Adjust requests and limits based on observed peaks and trends. Document your reasoning in comments:
resources:
requests:
cpu: 200m # Typical usage ~150m at peak traffic
memory: 512Mi # Peak observed: 450Mi during data import
limits:
cpu: 1000m # Allow 5x burst for sudden traffic spikes
memory: 1Gi # Prevent OOM; crash is safer than cascading failure
Key Takeaways
- Requests reserve resources; limits cap usage. Both are essential for stable scheduling and preventing resource starvation.
- CPU is measured in millicores (m); memory in mebibytes (Mi) or gibibytes (Gi).
- Start with typical values (100m CPU, 256Mi memory for web apps) and adjust based on monitoring.

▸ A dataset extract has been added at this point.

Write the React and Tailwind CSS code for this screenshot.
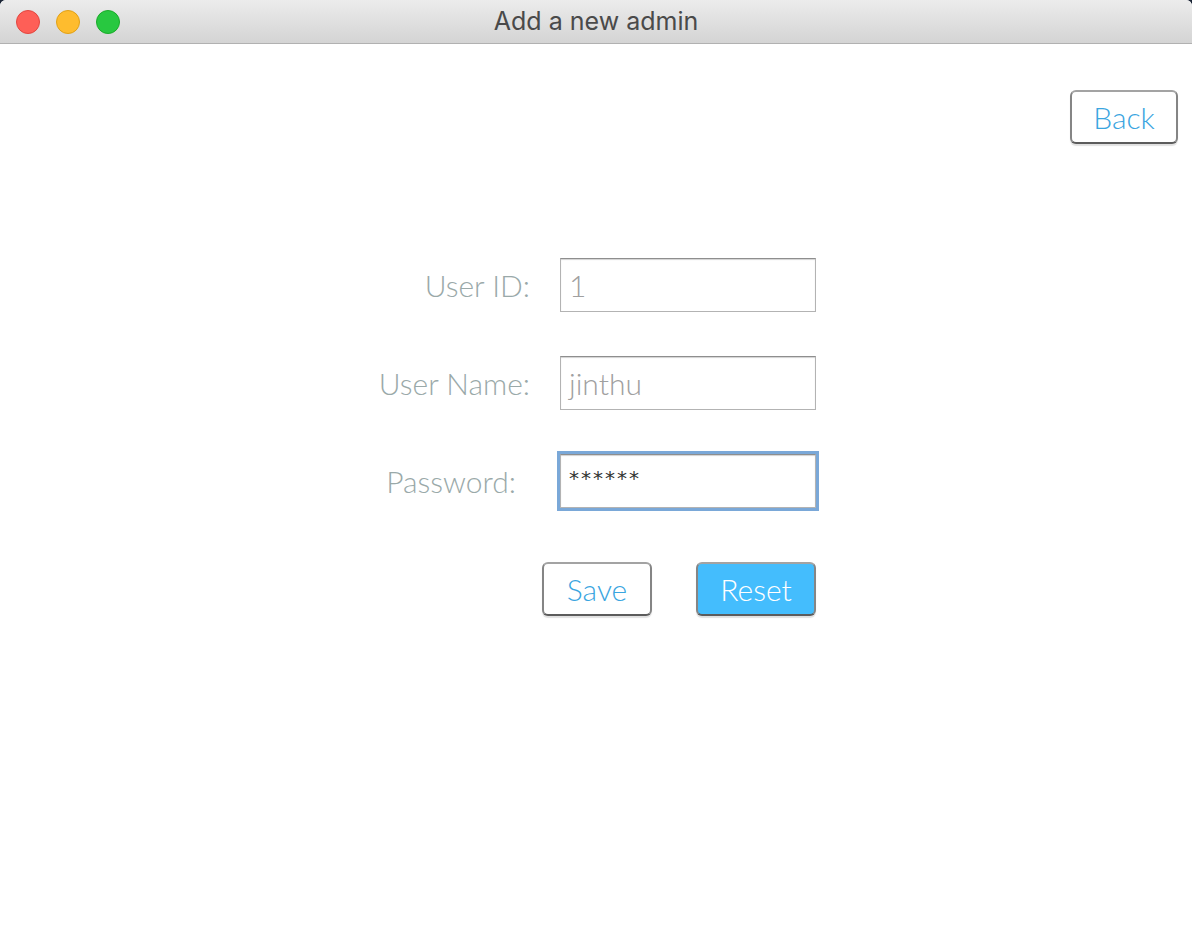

- CPU limits cause throttling (performance degradation); memory limits cause termination (crashes).
- Use ResourceQuotas for shared clusters to prevent resource hoarding.
Frequently Asked Questions
What happens if I set requests too high?
The scheduler cannot find nodes with enough free resources, and pods stay pending indefinitely. Check kubectl describe pod <pod-name> for "Insufficient cpu" or "Insufficient memory" events. Reduce requests or add more nodes.
What is a good requests-to-limits ratio?
For web applications, 1:5 for CPU and 1:2 for memory is common. For batch jobs with bursty load, 1:10 for CPU is reasonable. For stateless microservices, 1:2 to 1:3 is typical. Test and adjust based on your workload patterns.
How do I measure my Python application's actual CPU and memory usage?
Use kubectl top pod <pod-name> to see current usage. For historical trends, install Prometheus and Grafana (part of most observability stacks). For development, use psutil or memory_profiler libraries.
Can I set requests and limits per container (not just per pod)?
Yes, each container in a pod can have its own resources. This is common for sidecar patterns where a logging sidecar needs minimal resources.
What should I do if my application is consistently hitting its memory limit?
Either the limit is too low, or your application has a memory leak. Increase the limit temporarily to rule out a leak. Use a memory profiler to identify the leak. Fix it, test, and then set an appropriate limit.